-- Begin Supplied records --

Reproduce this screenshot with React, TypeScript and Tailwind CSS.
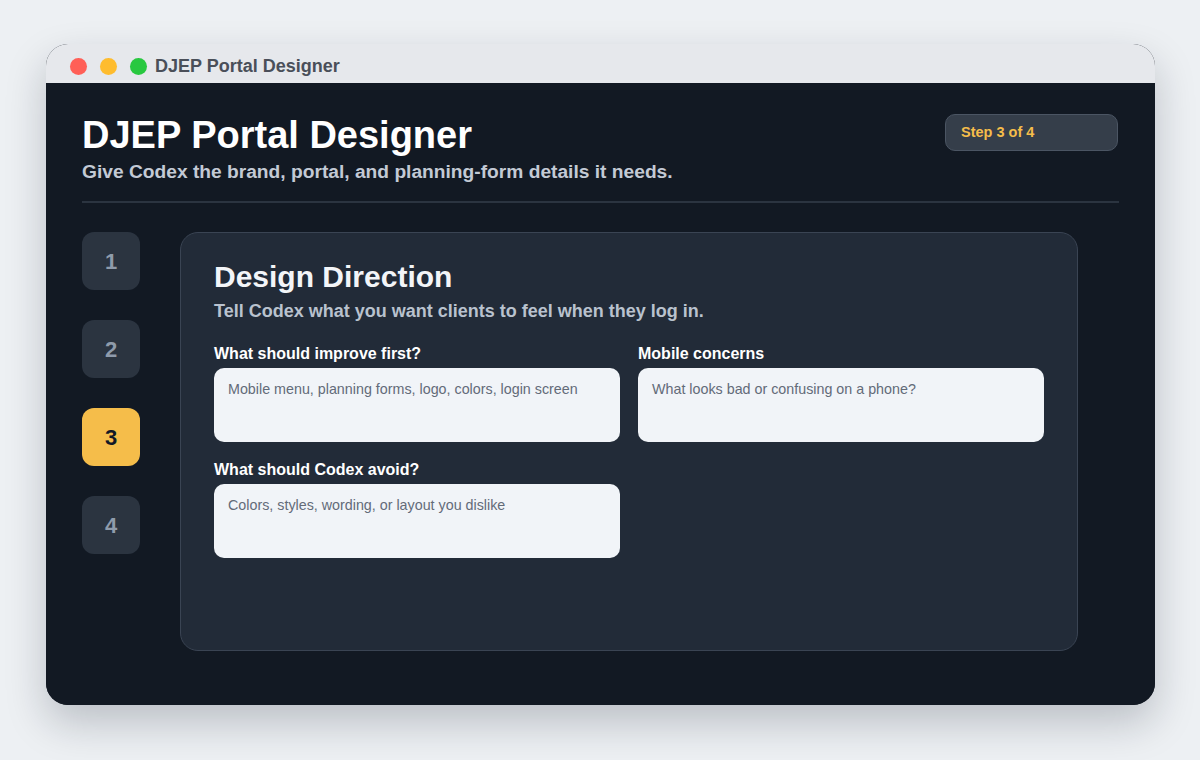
import { useState } from 'react';

const steps = [1, 2, 3, 4];

const Field = ({ label, placeholder }: { label: string; placeholder: string }) => (
  <label className="flex flex-col">
    <span className="text-[16px] leading-[18px] font-bold text-white mb-[5px]">{label}</span>
    <textarea
      placeholder={placeholder}
      className="h-[74px] w-full resize-none rounded-[10px] bg-[#f1f4f8] px-[14px] pt-[12px] pb-[10px] text-[14.3px] leading-[18px] text-[#1f2937] placeholder:text-[#636b78] outline-none"
    />
  </label>
);

const App = () => {
  const [current] = useState(3);

  return (
    <div className="w-full min-h-screen bg-[#edf0f3] pt-[44px] pl-[46px] font-['Liberation_Sans',Arial,sans-serif]">
      <div className="w-[1109px] h-[661px] rounded-[22px] overflow-hidden bg-[#111820] shadow-[0_18px_40px_rgba(15,23,42,0.22)] flex flex-col">
        {/* barre de titre */}
        <div className="h-[39px] bg-[#e6e8ec] flex items-center pl-[24px] pt-[5px]">
          <div className="flex gap-[13px]">
            <span className="w-[17px] h-[17px] rounded-full bg-[#ff5f57]" />
            <span className="w-[17px] h-[17px] rounded-full bg-[#febc2e]" />
            <span className="w-[17px] h-[17px] rounded-full bg-[#28c840]" />
          </div>
          <span className="ml-[8px] text-[18px] font-bold text-[#4a4f59]">DJEP Portal Designer</span>
        </div>

        <div className="flex-1 bg-[#121923] px-[36px] pt-[29px]">
          {/* en-tête */}
          <div className="flex justify-between items-start">
            <div>
              <h1 className="text-[38px] leading-[46px] font-bold text-white">DJEP Portal Designer</h1>
              <p className="mt-[2px] text-[19.2px] leading-[24px] font-bold text-[#c3cad5]">
                Give Codex the brand, portal, and planning-form details it needs.
              </p>
            </div>
            <div className="mt-[2px] mr-[1px] w-[173px] h-[37px] rounded-[10px] border border-[#4b5563] bg-[#353e4a] flex items-center px-[15px]">
              <span className="text-[14.5px] font-bold text-[#f5bd4a]">Step {current} of 4</span>
            </div>
          </div>
          <div className="mt-[17px] h-[2px] bg-[#2b3440]" />

          {/* corps */}
          <div className="mt-[29px] flex gap-[40px]">
            <div className="flex flex-col gap-[30px]">
              {steps.map((s) => (
                <div
                  key={s}
                  className={
                    s === current
                      ? 'w-[58px] h-[58px] rounded-[12px] bg-[#f5bd4a] flex items-center justify-center text-[22px] font-bold text-[#111827]'
                      : 'w-[58px] h-[58px] rounded-[12px] bg-[#2b3440] flex items-center justify-center text-[22px] font-bold text-[#8f9bab]'
                  }
                >
                  {s}
                </div>
              ))}
            </div>

            <div className="w-[898px] h-[419px] rounded-[18px] border border-[#3a4453] bg-[#222b38] px-[33px] pt-[26px]">
              <h2 className="text-[30px] leading-[36px] font-bold text-[#f3f5f8]">Design Direction</h2>
              <p className="mt-[5px] text-[18px] leading-[22px] font-bold text-[#b9c2ce]">
                Tell Codex what you want clients to feel when they log in.
              </p>
              <div className="mt-[23px] grid grid-cols-2 gap-x-[18px] gap-y-[19px]">
                <Field label="What should improve first?" placeholder="Mobile menu, planning forms, logo, colors, login screen" />
                <Field label="Mobile concerns" placeholder="What looks bad or confusing on a phone?" />
                <Field label="What should Codex avoid?" placeholder="Colors, styles, wording, or layout you dislike" />
              </div>
            </div>
          </div>
        </div>
      </div>
    </div>
  );
};

export default App;
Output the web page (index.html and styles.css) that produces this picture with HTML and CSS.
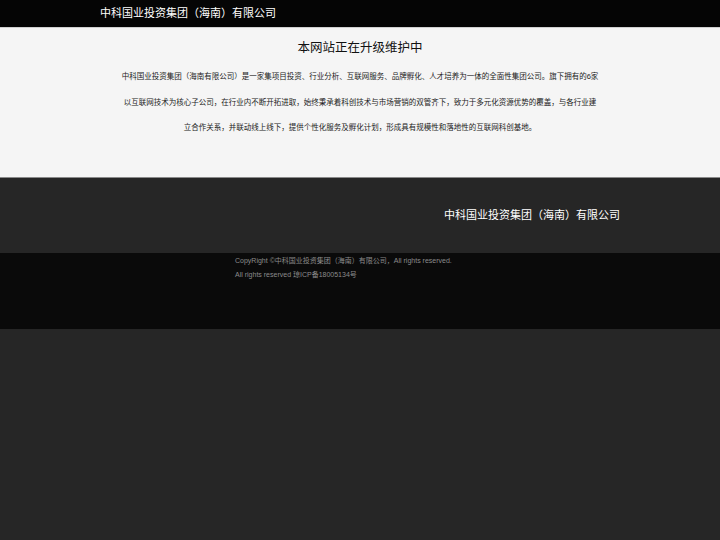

-- End Supplied records --

Task brief ->
Copy each line of the listing that contains the string "styles".

Correct output ->
                <Field label="What should Codex avoid?" placeholder="Colors, styles, wording, or layout you dislike" />
Output the web page (index.html and styles.css) that produces this picture with HTML and CSS.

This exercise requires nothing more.